Data provided:
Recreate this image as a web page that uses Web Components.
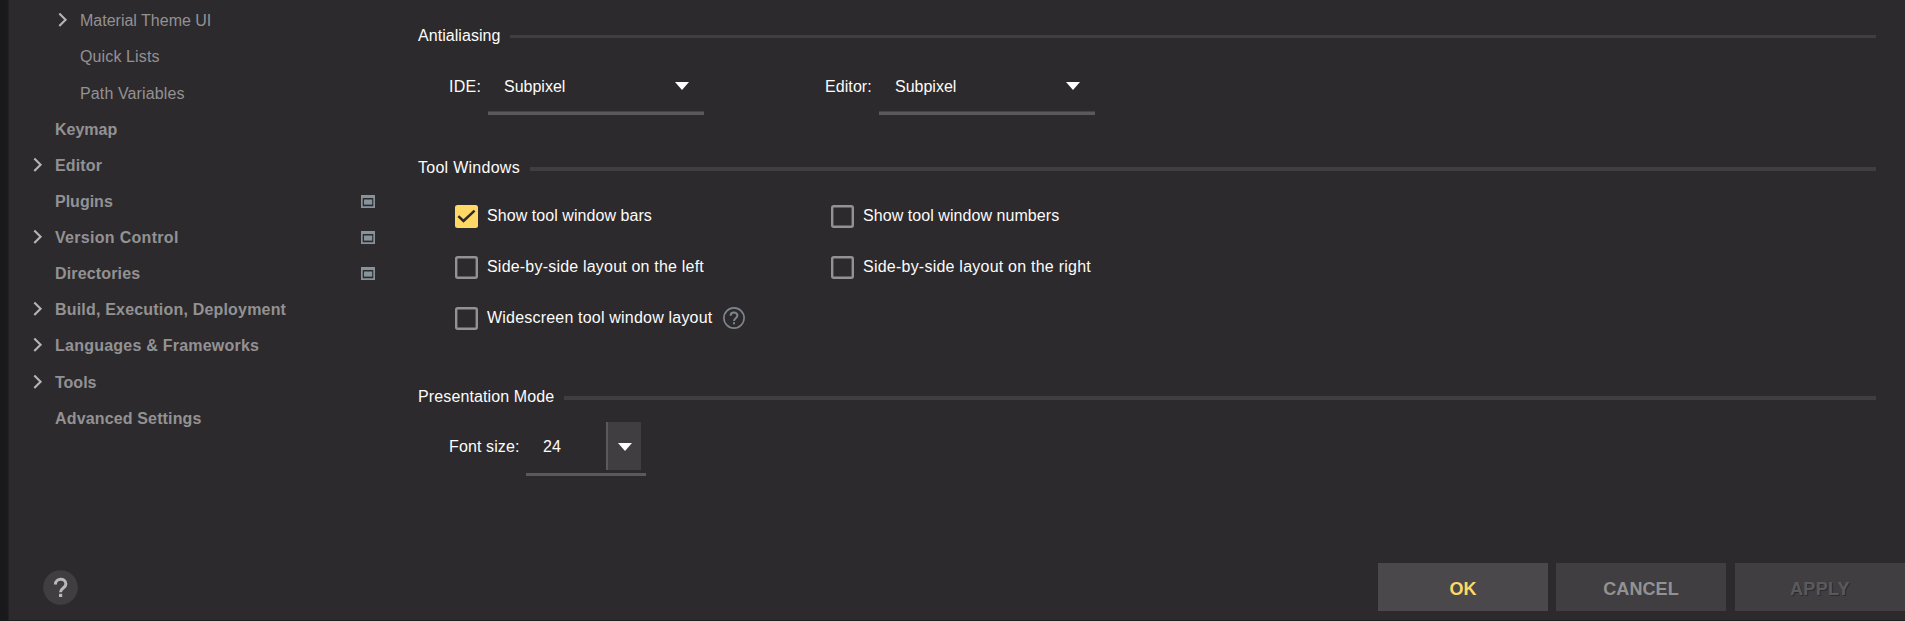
<!DOCTYPE html>
<html lang="en"><head><meta charset="utf-8"><title>Settings</title>
<style>
html,body{margin:0;height:100%;overflow:hidden}
body{background:#2d2a2e;font:16px/20px "Liberation Sans",Arial,sans-serif;color:#fcfcfa}
</style></head><body>
<settings-dialog></settings-dialog>
<script>
function define(name, html){
  const t=document.createElement('template');t.innerHTML=html;
  customElements.define(name,class extends HTMLElement{
    connectedCallback(){
      if(this.shadowRoot)return;
      this.attachShadow({mode:'open'}).append(t.content.cloneNode(true));
    }
  });
}

define('tree-item',`<style>
:host{display:grid;grid-template-columns:16px 1fr 14px;column-gap:7px;align-items:center;height:36px;padding:0 25px 0 23px;color:#939293;font-weight:bold;white-space:nowrap}
:host([nested]){padding-left:48px;font-weight:normal}
.a,.p{visibility:hidden;display:block}
.p{margin-top:1px}
:host([expandable]) .a,:host([project]) .p{visibility:visible}
.t{letter-spacing:var(--ls,0);margin-top:2px}
</style>
<svg class="a" width="16" height="16" viewBox="0 0 16 16"><path d="M2.3 1.5 8.6 7.8 2.3 14.1" fill="none" stroke="#b6b5b6" stroke-width="2.1"/></svg>
<span class="t"><slot></slot></span>
<svg class="p" width="14" height="13" viewBox="0 0 14 13"><path fill="#87939a" fill-rule="evenodd" d="M0 0H14V13H0ZM1.7 3V11.2H12.3V3Z"/><path fill="#87939a" d="M3 4.5H11.2V9.6H3Z"/></svg>`);

define('titled-separator',`<style>
:host{display:flex;align-items:flex-start;height:20px;gap:10px;white-space:nowrap}
i{flex:1;height:var(--line,4px);background:#403e41;margin-top:10px}
.t{letter-spacing:var(--ls,0);margin-top:1px}
</style><span class="t"><slot></slot></span><i></i>`);

define('combo-box',`<style>
:host{display:flex;align-items:flex-start;white-space:nowrap}
.l{padding-top:10px;letter-spacing:var(--ls,0);width:var(--lw)}
.b{box-sizing:border-box;width:216px;height:48px;border-bottom:3px solid #5b595c;box-shadow:inset 0 -1px #454346;padding:10px 15px 0 16px;display:flex;justify-content:space-between}
svg{margin-top:5px;display:block}
</style><span class="l"><slot name="label"></slot></span><div class="b"><span><slot></slot></span>
<svg width="14" height="8" viewBox="0 0 14 8"><path fill="#fff" d="M0 0H14L7 8Z"/></svg></div>`);

define('size-box',`<style>
:host{display:flex;align-items:flex-start;white-space:nowrap}
.l{width:77px;padding-top:15px;letter-spacing:var(--ls,0)}
.b{box-sizing:border-box;width:120px;height:54px;border-bottom:3px solid #5b595c;padding:0 5px 0 17px;display:flex;justify-content:space-between}
.v{padding-top:15px}
.d{box-sizing:border-box;width:35px;height:48px;border-left:2px solid #5b595c;background:#403e41;display:flex;justify-content:center;padding:21px 0 0 1px}
</style><span class="l"><slot name="label"></slot></span><div class="b"><span class="v"><slot></slot></span><div class="d">
<svg width="14" height="8" viewBox="0 0 14 8"><path fill="#fff" d="M0 0H14L7 8Z"/></svg></div></div>`);

define('check-box',`<style>
:host{display:flex;align-items:flex-start;height:24px;white-space:nowrap}
svg{display:block;margin-right:9px}
.on{display:none}
:host([checked]) .on{display:inline}
:host([checked]) .off{display:none}
.t{letter-spacing:var(--ls,0);margin-top:1px}
</style><svg width="23" height="23" viewBox="0 0 23 23">
<rect class="off" x="1.2" y="1.2" width="20.6" height="20.6" rx="1.5" fill="none" stroke="#939293" stroke-width="2.4"/>
<g class="on"><rect width="23" height="23" rx="2.5" fill="#ffd866"/><path d="M3.3 11.2 8.5 16 19.6 5.6" fill="none" stroke="#2d2a2e" stroke-width="2.5"/></g>
</svg><span class="t"><slot></slot></span><slot name="hint"></slot>`);

define('help-hint',`<style>
:host{display:block;width:22px;height:22px}
svg{display:block}
</style><svg width="22" height="22" viewBox="0 0 22 22" fill="none" stroke="#7e868c"><circle cx="11" cy="11" r="10.1" stroke-width="1.6"/><path d="M7.6 8.8C7.6 4.4 14.4 4.4 14.4 8.6C14.4 11.2 11 11.2 11 13.9" stroke-width="2"/><path d="M11 15.2v2" stroke-width="2"/></svg>`);

define('help-button',`<style>
:host{display:block;width:35px;height:35px}
svg{display:block}
</style><svg width="35" height="35" viewBox="0 0 35 35"><circle cx="17.5" cy="17.5" r="17.3" fill="#403e41"/><path d="M12.4 14.4C12.4 7.6 22.9 7.6 22.9 14C22.9 18 17.5 18 17.5 22.2" fill="none" stroke="#bab9ba" stroke-width="3"/><path d="M16 23.8h3.2v3.2h-3.2z" fill="#bab9ba"/></svg>`);

define('dialog-button',`<style>
:host{display:flex;align-items:center;justify-content:center;box-sizing:border-box;width:170px;height:48px;padding-top:4px;background:#403e41;color:#939293;font-weight:bold;font-size:18px;letter-spacing:var(--ls,0)}
:host([primary]){background:#4a484b;color:#ffd866}
:host([disabled]){color:#5b595c;text-shadow:1px 1px #2d2a2e}
</style><slot></slot>`);

define('settings-dialog',`<style>
:host{display:grid;grid-template-columns:9px 391px 1fr;grid-template-rows:1fr 58px;height:621px;box-sizing:border-box}
.edge{grid-row:1/3;background:linear-gradient(90deg,#19181a 0 7px,#1d1b1e 8px,#29262a)}
nav{padding-top:2px}
.tall{height:37px;padding-bottom:1px;box-sizing:border-box}
main{padding:25px 29px 0 18px;display:flex;flex-direction:column}
.combos{display:grid;grid-template-columns:376px 1fr;padding:22px 0 0 31px;height:90px}
.checks{display:grid;grid-template-columns:376px 1fr;grid-auto-rows:51px;padding:28px 0 0 37px;height:181px}
.size{padding:16px 0 0 31px}
help-hint{margin:0 0 0 11px}
footer{grid-column:2/4;display:flex;justify-content:space-between;padding-left:34px;border-bottom:1px solid #221f22}
help-button{margin-top:7px}
.btns{display:flex;gap:8px}
dialog-button[disabled]{margin-left:1px}
</style>
<div class="edge"></div>
<nav>
<tree-item nested expandable>Material Theme UI</tree-item>
<tree-item class="tall" nested style="--ls:.12px">Quick Lists</tree-item>
<tree-item nested style="--ls:.12px">Path Variables</tree-item>
<tree-item>Keymap</tree-item>
<tree-item expandable style="--ls:.15px">Editor</tree-item>
<tree-item project>Plugins</tree-item>
<tree-item expandable project style="--ls:.3px">Version Control</tree-item>
<tree-item project style="--ls:.15px">Directories</tree-item>
<tree-item expandable style="--ls:.19px">Build, Execution, Deployment</tree-item>
<tree-item class="tall" expandable style="--ls:.23px">Languages &amp; Frameworks</tree-item>
<tree-item expandable>Tools</tree-item>
<tree-item style="--ls:.15px">Advanced Settings</tree-item>
</nav>
<main>
<titled-separator style="--line:3px;--ls:.05px">Antialiasing</titled-separator>
<div class="combos">
<combo-box style="--lw:39px;--ls:.25px"><span slot="label">IDE:</span>Subpixel</combo-box>
<combo-box style="--lw:54px;--ls:.08px"><span slot="label">Editor:</span>Subpixel</combo-box>
</div>
<titled-separator style="--ls:.27px">Tool Windows</titled-separator>
<div class="checks">
<check-box checked style="--ls:.06px">Show tool window bars</check-box>
<check-box style="--ls:.06px">Show tool window numbers</check-box>
<check-box style="--ls:.2px">Side-by-side layout on the left</check-box>
<check-box style="--ls:.23px">Side-by-side layout on the right</check-box>
<check-box style="--ls:.2px">Widescreen tool window layout<help-hint slot="hint"></help-hint></check-box>
</div>
<titled-separator style="--ls:.12px">Presentation Mode</titled-separator>
<div class="size"><size-box style="--ls:.12px"><span slot="label">Font size:</span>24</size-box></div>
</main>
<footer><help-button></help-button>
<div class="btns"><dialog-button primary>OK</dialog-button><dialog-button style="--ls:.1px">CANCEL</dialog-button><dialog-button disabled style="--ls:.3px">APPLY</dialog-button></div>
</footer>`);
</script></body></html>
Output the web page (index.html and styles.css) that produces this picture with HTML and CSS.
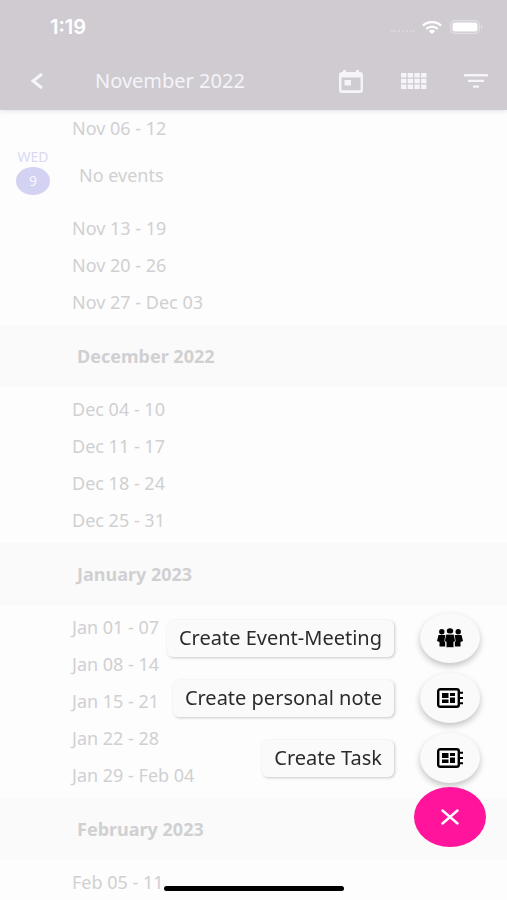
FILE: index.html
```
<!DOCTYPE html>
<html lang="en">
<head>
<meta charset="utf-8">
<meta name="viewport" content="width=device-width, initial-scale=1">
<title>Calendar</title>
<link rel="stylesheet" href="styles.css">
</head>
<body>
<header class="top">
  <div class="status">
    <span class="clock">1:19</span>
    <span class="signal"></span>
    <svg class="wifi" viewBox="0 0 20 13" preserveAspectRatio="none" fill="none" stroke="currentColor" stroke-width="2.4"><path d="M1 4.5C6-.1 14-.1 19 4.500M4.300 7.900c3.300-3 8.100-3 11.400 0"/><path d="M10 13 6.800 10c1.900-1.700 4.500-1.700 6.400 0z" fill="currentColor" stroke="none"/></svg>
    <svg class="battery" viewBox="0 0 33 14"><rect x=".7" y=".7" width="28.600" height="12.600" rx="4" fill="none" stroke="#e3e0e5" stroke-width="1.200"/><rect x="2.500" y="2.500" width="25" height="9" rx="2.500" fill="currentColor"/><path d="M31 5c2 .6 2 3.400 0 4z" fill="#e3e0e5"/></svg>
  </div>
  <nav class="bar">
    <button class="tool" aria-label="Back"><svg width="14" height="18" viewBox="0 0 14 18" fill="none" stroke="currentColor" stroke-width="3"><path d="M12 2 3 9l9 7"/></svg></button>
    <h1 class="title">November 2022</h1>
    <button class="tool" aria-label="Today"><svg width="24" height="23" viewBox="0 0 24 23"><path fill="currentColor" fill-rule="evenodd" d="M4 0h3v2h10V0h3v2h1a3 3 0 0 1 3 3v15a3 3 0 0 1-3 3H3a3 3 0 0 1-3-3V5a3 3 0 0 1 3-3h1zM2.500 7.500v12.700h19V7.500zM5.500 10h6.500v5.500H5.500z"/></svg></button>
    <button class="tool" aria-label="Month grid"><svg width="26" height="16" viewBox="0 0 26 16" fill="currentColor"><path d="M0 0h5.400v4.500H0zM6.700 0h5.400v4.500H6.700zM13.400 0h5.400v4.500h-5.400zM20.100 0h5.400v4.500h-5.400zM0 5.700h5.400v4.500H0zM6.700 5.700h5.400v4.500H6.700zM13.400 5.700h5.400v4.500h-5.400zM20.100 5.700h5.400v4.500h-5.400zM0 11.400h5.400v4.500H0zM6.700 11.400h5.400v4.500H6.700zM13.400 11.400h5.400v4.500h-5.400zM20.100 11.400h5.400v4.500h-5.400z"/></svg></button>
    <button class="tool" aria-label="Filter"><svg width="24" height="14" viewBox="0 0 24 14" fill="currentColor"><path d="M0 0h24v2.400H0zM4 5.700h16v2.400H4zM9 11.400h6v2.400H9z"/></svg></button>
  </nav>
</header>
<main class="agenda">
  <section class="weeks first">
    <p class="week">Nov 06 - 12</p>
    <div class="day">
      <div class="date"><span>WED</span><span class="number">9</span></div>
      <p class="event">No events</p>
    </div>
    <p class="week">Nov 13 - 19</p>
    <p class="week">Nov 20 - 26</p>
    <p class="week">Nov 27 - Dec 03</p>
  </section>
  <h2 class="month">December 2022</h2>
  <section class="weeks">
    <p class="week">Dec 04 - 10</p>
    <p class="week">Dec 11 - 17</p>
    <p class="week">Dec 18 - 24</p>
    <p class="week">Dec 25 - 31</p>
  </section>
  <h2 class="month">January 2023</h2>
  <section class="weeks">
    <p class="week">Jan 01 - 07</p>
    <p class="week">Jan 08 - 14</p>
    <p class="week">Jan 15 - 21</p>
    <p class="week">Jan 22 - 28</p>
    <p class="week">Jan 29 - Feb 04</p>
  </section>
  <h2 class="month">February 2023</h2>
  <section class="weeks">
    <p class="week">Feb 05 - 11</p>
  </section>
</main>
<div class="actions">
  <button class="action"><span class="label">Create Event-Meeting</span><span class="bubble">
    <svg width="26" height="20" viewBox="0 0 26 20"><circle cx="4.800" cy="3.700" r="2.700"/><circle cx="21.200" cy="3.700" r="2.700"/><path d="M1.500 7h6.700v11.500H2.500V14L0 13zM17.800 7h6.700L26 13l-2.500 1v4.500h-5.700z"/><ellipse cx="13" cy="2.900" rx="3.200" ry="2.700"/><path d="M9 6.300h8l1.500 7-1.700.7v5.500H9.200V14l-1.700-.7z" stroke="#fafafa" stroke-width=".6"/></svg>
  </span></button>
  <button class="action"><span class="label">Create personal note</span><span class="bubble">
    <svg width="26" height="20" viewBox="0 0 26 20"><rect x="1.200" y="1.200" width="20.600" height="17.600" rx="2" fill="none" stroke="#000" stroke-width="2.400"/><path d="M5 5h6.500v5H5zM13 5h5v3h-5zM5 11.500h6.500V15H5zM13 9.500h5V15h-5zM23 3.800h3v2h-3zM23 9h3v2h-3zM23 14.200h3v2h-3z"/></svg>
  </span></button>
  <button class="action"><span class="label">Create Task</span><span class="bubble">
    <svg width="26" height="20" viewBox="0 0 26 20"><rect x="1.200" y="1.200" width="20.600" height="17.600" rx="2" fill="none" stroke="#000" stroke-width="2.400"/><path d="M5 5h6.500v5H5zM13 5h5v3h-5zM5 11.500h6.500V15H5zM13 9.500h5V15h-5zM23 3.800h3v2h-3zM23 9h3v2h-3zM23 14.200h3v2h-3z"/></svg>
  </span></button>
  <button class="close" aria-label="Close menu"><svg width="18" height="16" viewBox="0 0 18 16" stroke="#fff" stroke-width="2.400" stroke-linecap="round"><path d="m1.500 1.500 15 13m0-13-15 13"/></svg></button>
</div>
<div class="home"></div>
</body>
</html>
```
FILE: styles.css
```
* {
  box-sizing: border-box;
}

body {
  margin: 0;
  height: 100vh;
  overflow: hidden;
  background: #fdfdfd;
  color: #d0d0d2;
  font: 18px/24px "Noto Sans", sans-serif;
}

h1, h2, p {
  margin: 0;
}

button {
  border: 0;
  padding: 0;
  background: none;
  color: inherit;
  font: inherit;
}

svg {
  display: block;
}

.top {
  position: relative;
  background: #cfcbd1;
  color: #f5f4f8;
  box-shadow: 0 1px 5px #e2e0e6;
}

.status {
  display: flex;
  align-items: center;
  height: 54px;
  padding: 0 24px 0 50px;
  color: #fff;
}

.clock {
  margin-right: auto;
  font: 600 20px/26px Inter, sans-serif;
}

.signal {
  width: 24px;
  margin: 8px 7px 0 0;
  border-top: 2px dotted #dad7dc;
}

.wifi {
  width: 20px;
  height: 13px;
  margin-right: 8px;
}

.battery {
  width: 33px;
  height: 14px;
}

.bar {
  display: flex;
  align-items: center;
  height: 56px;
  padding: 0 15px 2px 17px;
}

.tool {
  display: grid;
  place-items: center;
  width: 40px;
  height: 40px;
}

.tool + .tool {
  margin-left: 23px;
}

.tool:last-child {
  width: 32px;
  margin-left: 26px;
}

.title {
  flex: 1;
  padding-left: 38px;
  font-size: 20px;
  font-weight: 400;
}

.weeks {
  padding: 4px 0 4px 72px;
}

.first {
  padding-top: 0;
}

.week {
  height: 37px;
  line-height: 37px;
}

.month {
  height: 62px;
  padding-left: 77px;
  background: #fafafa;
  font-size: 18px;
  line-height: 63px;
}

.day {
  display: flex;
  height: 63px;
  margin-left: -72px;
}

.date {
  display: flex;
  flex-direction: column;
  align-items: center;
  width: 66px;
  color: #dad9f3;
  font-size: 14px;
  line-height: 20px;
}

.number {
  width: 34px;
  height: 28px;
  border-radius: 50%;
  background: #d3d2f2;
  color: #f8f8ff;
  line-height: 28px;
  text-align: center;
}

.event {
  padding: 16px 0 0 7px;
  margin-left: 6px;
}

.actions {
  position: fixed;
  right: 21px;
  bottom: 53px;
  display: flex;
  flex-direction: column;
  align-items: flex-end;
  gap: 10px;
}

.action {
  display: flex;
  align-items: center;
  gap: 26px;
  margin-right: 6px;
}

.label {
  padding: 6px 12px 7px;
  border-radius: 6px;
  background: #fafafa;
  box-shadow: 1px 1px 3px #c8c8c8;
  color: #2b2b2b;
  font-size: 20px;
}

.bubble {
  display: grid;
  place-items: center;
  width: 60px;
  height: 50px;
  border-radius: 50%;
  background: #fafafa;
  box-shadow: 0 3px 6px #c2c2c2;
}

.close {
  display: grid;
  place-items: center;
  width: 72px;
  height: 60px;
  margin-top: -6px;
  border-radius: 50%;
  background: #ff149b;
}

.home {
  position: fixed;
  bottom: 9px;
  left: 50%;
  width: 180px;
  height: 5px;
  margin-left: -90px;
  border-radius: 3px;
  background: #000;
}
```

To do: List all lines holding the string "that".

Answer to this exercise:
Recreate this image as a web page that uses Web Components.
Output the web page (index.html and styles.css) that produces this picture with HTML and CSS.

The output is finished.